The Drought Monitor has its critics, including Jay Lund, co-founder of the Center for Watershed Sciences at UC Davis, who has called it “misleading.” In his California Water Blog, he writes:

The US Drought Monitor is a common drought indicator, based mostly on soil moisture – designed mostly to indicate drought for rain-fed agriculture.  This index is most useful for stress to forests and un-irrigated pasture and crops, which are not California’s biggest drought issues. California relies much more on large reservoirs and aquifers, which allow crops and cities to survive California’s otherwise beautiful and devastatingly dry summers.  The US Drought Monitor, while a convenient general public service, is misleading for California’s most common drought issues.  National statistics often have such regional problems.

Asked about these critiques, Simeral is unruffled.

“We hear them all the time,” he says, and counters that Lund’s assertion that the Monitor is “based mostly on soil moisture,” is simply incorrect. Simeral adds that drought can often be in the eye of the beholder, as there are several types of drought:

  • Meteorological: based primarily on recent shortfalls in precipitation
  • Hydrologic: considering storage modes such as snowpack, groundwater, and reservoirs
  • Agricultural: when water is scarce enough to stress crops
  • Ecological: when lack of water begins to have adverse impacts on natural ecosystems, such as the mass die-off of trees during California’s 5-year drought.

Simeral says the authors take all types of drought into account.

“I think we use a real comprehensive approach,” he says.

Lake Oroville, reduced to a relative puddle in 2015. This year it overflowed. Reservoir levels are one of more than 100 indicators considered by the U.S. Drought Monitor.
Lake Oroville, reduced to a relative puddle in 2015. This year it overflowed. Reservoir levels are one of more than 100 indicators considered by the U.S. Drought Monitor. (MarkRalston/AFP/Getty Images)

The California Challenge

“California poses a challenge for a single map such as the drought monitor,” admits state climatologist Micheal Anderson, who is part of the regional focus group that advises the national authors.

“We have more natural variability than anywhere else in the continental U.S.” That, he says, combined with an elaborate system of storage and distribution that acts as a buffer against wild swings in precipitation, “make it very hard to get all the nuance of that into a single map that has to accommodate the whole country.” (Some of that nuance is contained in a written summary that accompanies each weekly map, and that Simeral says he wishes more people would read.)

Consequently, Anderson says the California map could lag behind conditions going into a drought. On the flip side, others have criticized the Monitor for backing out of the drought too quickly, not taking adequate account of long-term groundwater depletion. This week’s map shows little more than one percent of California still in severe drought (vs. more than 60 percent just three months ago), though many of the state’s aquifers will take years to refill.

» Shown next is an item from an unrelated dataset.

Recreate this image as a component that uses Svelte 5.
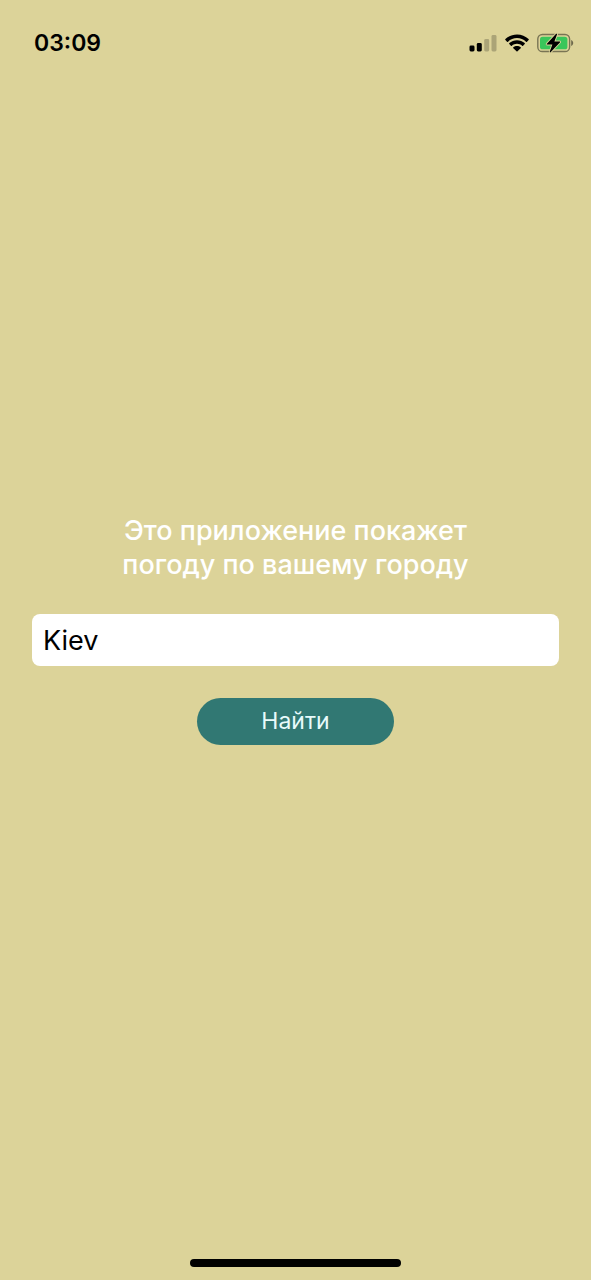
<script>
  let city = $state('Kiev');
</script>

<div class="screen">
  <header class="status">
    <time>03:09</time>
    <div class="indicators">
      <svg width="28" height="18" viewBox="0 0 28 18" role="img" aria-label="Signal">
        <rect x="0.5" y="11.5" width="5" height="6" rx="1.4" />
        <rect x="7.8" y="9" width="5" height="8.5" rx="1.4" />
        <rect x="15.2" y="5" width="5" height="12.5" rx="1.4" opacity="0.22" />
        <rect x="22.5" y="1" width="5" height="16.5" rx="1.4" opacity="0.22" />
      </svg>
      <svg width="24" height="18" viewBox="0 0 24 18" role="img" aria-label="Wi-Fi">
        <path d="M12 0.5C16.5 0.5 20.6 2.2 23.6 5.1C23.9 5.4 23.9 5.8 23.6 6.1L22 7.7C21.7 8 21.3 8 21 7.7C18.5 5.4 15.4 4.1 12 4.1S5.5 5.4 3 7.7C2.7 8 2.3 8 2 7.7L0.4 6.1C0.1 5.8 0.1 5.4 0.4 5.1C3.4 2.2 7.5 0.5 12 0.5Z" />
        <path d="M12 6.2C14.900 6.2 17.600 7.3 19.700 9.1C20 9.4 20 9.8 19.700 10.100L18.100 11.700C17.800 12 17.400 12 17.100 11.700C15.700 10.500 13.900 9.800 12 9.800S8.300 10.500 6.900 11.700C6.600 12 6.200 12 5.900 11.700L4.300 10.100C4 9.800 4 9.400 4.300 9.100C6.400 7.300 9.100 6.200 12 6.200Z" />
        <path d="M12 11.900C13.400 11.900 14.700 12.400 15.700 13.200C16 13.500 16 13.900 15.700 14.200L12.500 17.300C12.200 17.600 11.800 17.600 11.500 17.300L8.300 14.200C8 13.900 8 13.500 8.300 13.200C9.300 12.400 10.600 11.900 12 11.900Z" />
      </svg>
      <svg width="37" height="20" viewBox="0 0 37 20" role="img" aria-label="Battery charging">
        <rect x="0.800" y="1.500" width="31.800" height="17" rx="4.600" fill="none" stroke="#000" stroke-opacity="0.450" stroke-width="1.400" />
        <path d="M34.200 7V13C35.400 12.500 36.200 11.300 36.200 10S35.400 7.500 34.200 7Z" opacity="0.500" />
        <rect x="3" y="3.700" width="27.400" height="12.600" rx="2.600" fill="#39c65a" />
        <path d="M18.900 1L9.900 10.700C9.500 11.200 9.700 11.600 10.300 11.600H15.400L12.800 18.500C12.500 19.300 13.200 19.700 13.800 19.100L22.900 9.400C23.300 8.900 23.100 8.500 22.500 8.500H17.400L20 1.600C20.300 0.800 19.500 0.400 18.900 1Z" stroke="#dcd399" stroke-width="1.800" paint-order="stroke" />
      </svg>
    </div>
  </header>

  <main>
    <form onsubmit={(event) => event.preventDefault()}>
      <label for="city">Это приложение покажет погоду по вашему городу</label>
      <input id="city" type="text" autocomplete="off" bind:value={city} />
      <button type="submit">Найти</button>
    </form>
  </main>

  <footer><div class="home-bar"></div></footer>
</div>

<style>
  :global(body) {
    margin: 0;
    background: #dcd399;
  }

  .screen {
    box-sizing: border-box;
    min-height: 100vh;
    display: flex;
    flex-direction: column;
    background: #dcd399;
    color: #000;
    font-family: Inter, "Liberation Sans", sans-serif;
  }

  .status {
    display: flex;
    align-items: center;
    justify-content: space-between;
    padding: 28px 17px 28px 34px;
  }

  time {
    font-size: 23px;
    line-height: 30px;
    font-weight: 600;
  }

  .indicators {
    display: flex;
    align-items: center;
    gap: 8px;
  }

  svg {
    display: block;
  }

  main {
    flex: 1;
    display: flex;
    flex-direction: column;
    justify-content: center;
    padding: 0 32px;
  }

  form {
    display: flex;
    flex-direction: column;
    align-items: center;
    gap: 32px;
  }

  label {
    max-width: 384px;
    color: #fff;
    font-size: 27px;
    line-height: 34px;
    font-weight: 500;
    text-align: center;
  }

  input {
    box-sizing: border-box;
    width: 100%;
    height: 52px;
    padding: 0 11px;
    border: 0;
    border-radius: 8px;
    outline: 0;
    background: #fff;
    color: #000;
    font: 400 27px/34px Inter, "Liberation Sans", sans-serif;
  }

  button {
    padding: 8px 64px;
    border: 0;
    border-radius: 24px;
    background: #317873;
    color: #e8fbfb;
    font: 400 23px/31px Inter, "Liberation Sans", sans-serif;
    cursor: pointer;
  }

  footer {
    display: flex;
    justify-content: center;
    padding: 86px 0 13px;
  }

  .home-bar {
    width: 211px;
    height: 8px;
    border-radius: 4px;
    background: #000;
  }
</style>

Simeral says the authors and consultants absolutely put groundwater levels into the mix.

“We’re able to verify the data with individuals on the ground who are seeing impacts, whether it be to agriculture or wells running dry — things like that.”

Those observed impacts matter, as officials use the Drought Monitor to guide them in meting out billions of dollars in federal drought relief to farmers and ranchers around the country.

The maps can be politically charged. Simeral says the authors hear from many with perceived stakes in the map, such as local water agencies that don’t want to alarm customers. On the other hand, the State Water Resources Control Board has fretted that too much easing of conditions on the map could undermine its pleas for continued water conservation. Simeral says that none of these political concerns influence the authors.

“We stay out of the political end of things, period,” he says.

Sponsored

While experts can debate its technical merits, in this age of “data visualization” (which often means compulsively mapping everything), the Drought Monitor — while it may not tell the whole story — has caught on, as people search for simple tools to keep up with the roller coaster ride that climate is fast becoming.